Reputation: 195
Having this schema:
root
|-- Elems: array (nullable = true)
| |-- element: struct (containsNull = true)
| | |-- Elem: integer (nullable = true)
| | |-- Desc: string (nullable = true)
How can we add a new field like that?
root
|-- Elems: array (nullable = true)
| |-- element: struct (containsNull = true)
| | |-- New_field: integer (nullable = true)
| | |-- Elem: integer (nullable = true)
| | |-- Desc: string (nullable = true)
I've already done that with a simple struct (more detail at the bottom of this post), but I'm not able to do it with an array of struct.

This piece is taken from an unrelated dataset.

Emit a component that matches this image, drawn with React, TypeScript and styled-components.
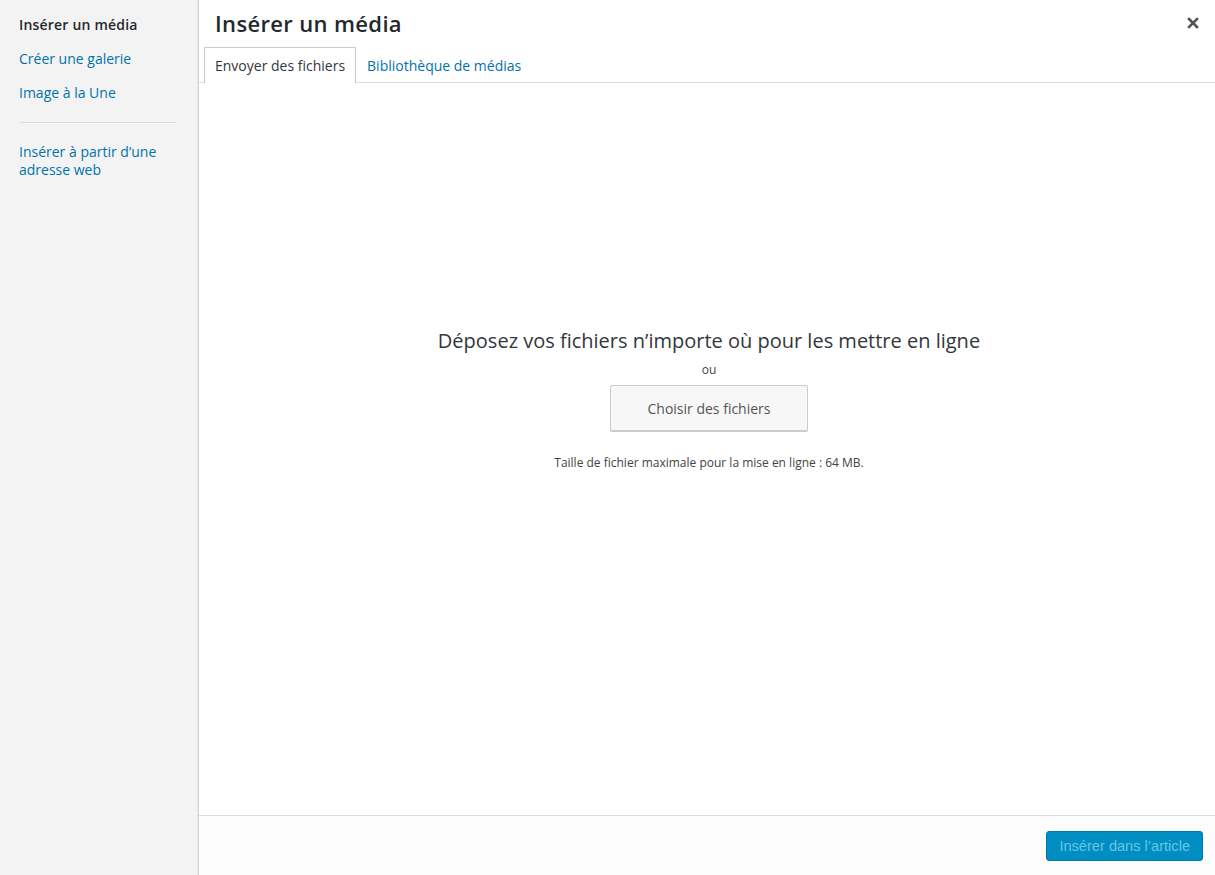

This is the code in order to test it:
val schema = new StructType()
.add("Elems", ArrayType(new StructType()
.add("Elem", IntegerType)
.add("Desc", StringType)
))
val dataDS = Seq("""
{
"Elems": [ {"Elem":1, "Desc": "d1"}, {"Elem":2, "Desc": "d2"}, {"Elem":3, "Desc": "d3"} ]
}
""").toDS()
val df = spark.read.schema(schema).json(dataDS.rdd)
df.show(false)
+---------------------------+
|Elems |
+---------------------------+
|[[1, d1], [2, d2], [3, d3]]|
+---------------------------+
Once we have the DF, the best approach I have is creating a Struct of arrays for each element:
val mod_df = df.withColumn("modif_elems",
struct(
array(lit("")).as("New_field"),
col("Elems.Elem"),
col("Elems.Desc")
))
mod_df.show(false)
+---------------------------+-----------------------------+
|Elems |modif_elems |
+---------------------------+-----------------------------+
|[[1, d1], [2, d2], [3, d3]]|[[], [1, 2, 3], [d1, d2, d3]]|
+---------------------------+-----------------------------+
mod_df.printSchema
root
|-- Elems: array (nullable = true)
| |-- element: struct (containsNull = true)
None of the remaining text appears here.